Il lato opposto era ed è ancora delimitato dal corso d'acqua del Musonello, dai giardini pubblici e dalle mura del castello. 

Il palazzo Piacentini divenne presto “l’Hosteria della Spada”, celebre per esser frequentata da forestieri e da mercanti. La sua facciata come quelle di altre abitazioni, nel XVI° sec.,venne affrescata secondo la moda dell'epoca. Purtroppo oggi è rimasto ben poco da vedere.
Mura con uno dei tre ponti d'ingresso in città
In primo pianoTorre civica con orologio e leone marciano in posizione di pace, sullo sfondo il Duomo in stile neoclassico costruito nel 1723 dove, nella cappella a sinistra del presbiterio, è visibile la celebre Pala di Castelfranco dipinta nel 1503-1504 dal Giorgione.
La Repubblica Veneta era attenta che il mercato funzionasse come fattore di crescita economica dell'area e che si svolgesse regolarmente due volte alla settimana. Nel 1420 fu eretto un porticato per la protezione delle biade e dei grani, detto il “Pavejon”. Durante i periodi in cui i raccolti scarseggiavano, funzionava come banco calmierante e di distribuzione delle granaglie ai poveri.
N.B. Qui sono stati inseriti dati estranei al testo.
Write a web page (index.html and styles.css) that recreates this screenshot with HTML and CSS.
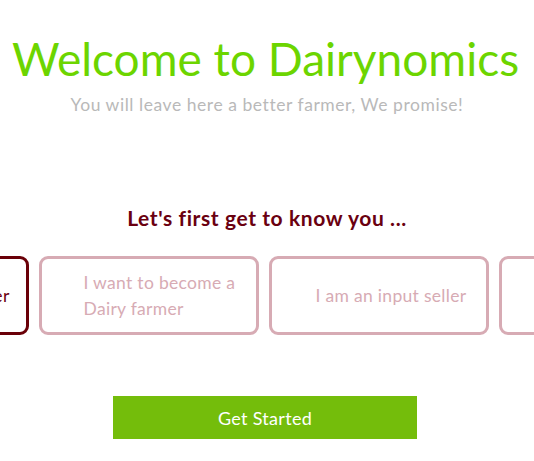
FILE: index.html
```html
<!DOCTYPE html>
<html lang="en">
<head>
<meta charset="utf-8">
<title>Dairynomics</title>
<link rel="stylesheet" href="styles.css">
</head>
<body>
<main class="page">
  <header class="intro">
    <h1 class="title">Welcome to Dairynomics</h1>
    <p class="subtitle">You will leave here a better farmer, We promise!</p>
  </header>
  <section class="roles">
    <h2 class="roles-heading">Let's first get to know you ...</h2>
    <div class="carousel">
      <div class="track">
        <div class="card card-selected"><span class="card-text">I am a Dairy farmer</span></div>
        <div class="card"><span class="card-text">I want to become a Dairy farmer</span></div>
        <div class="card"><span class="card-text">I am an input seller</span></div>
        <div class="card"><span class="card-text">I am a service provider</span></div>
      </div>
    </div>
  </section>
  <div class="actions">
    <button class="start-btn" type="button">Get Started</button>
  </div>
</main>
</body>
</html>
```
FILE: styles.css
```css
* { box-sizing: border-box; }
html, body { margin: 0; padding: 0; background: #fff; }
body {
  font-family: Lato, "Open Sans", sans-serif;
  overflow: hidden;
}
.page {
  width: 534px;
  padding-top: 30px;
}
.intro { text-align: center; }
.title {
  margin: 0;
  font-size: 46px;
  font-weight: 400;
  line-height: 58px;
  color: #6cd500;
  letter-spacing: 0;
  padding-right: 3px;
}
.subtitle {
  margin: 6px 0 0;
  font-size: 17.5px;
  line-height: 22px;
  color: #b9b9b9;
  letter-spacing: 0.55px;
}
.roles {
  margin-top: 89px;
}
.roles-heading {
  margin: 0;
  text-align: center;
  font-size: 21px;
  font-weight: 700;
  line-height: 26px;
  color: #6a0010;
  letter-spacing: 0.6px;
}
.carousel {
  margin-top: 25px;
  overflow: hidden;
  width: 534px;
}
.track {
  display: flex;
  gap: 10px;
  margin-left: -191px;
  width: max-content;
}
.card {
  flex: 0 0 220px;
  height: 79px;
  border: 3px solid #d7abb4;
  border-radius: 9px;
  display: flex;
  align-items: center;
  justify-content: center;
  padding: 0 0 0 24px;
  color: #d7abb4;
  font-size: 17.5px;
  line-height: 26px;
  letter-spacing: 0.3px;
}
.card-text {
  max-width: 155px;
  text-align: left;
}
.card-selected {
  border-color: #6a0008;
  color: #6a0010;
}
.card-selected .card-text {
  max-width: none;
  white-space: nowrap;
  letter-spacing: 0.6px;
}
.actions {
  margin-top: 61px;
  display: flex;
  justify-content: center;
  padding-right: 4px;
}
.start-btn {
  width: 304px;
  height: 43px;
  border: 0;
  border-radius: 0;
  background: #74bd0b;
  color: #fff;
  font-family: inherit;
  font-size: 18px;
  letter-spacing: 0.3px;
  cursor: pointer;
}
```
El Pavejon, edificato dalla Serenessima nel 1420
Una serie di iscrizioni lapidarie testimonia l’importanza dell’edificio “ad publicum semper usum”. Oggi grazie ai lavori di recupero e di restauro mantiene ancora il suo carattere essenziale e tipico del "deposito di granaglie" nella marca trevigiana del Rinascimento.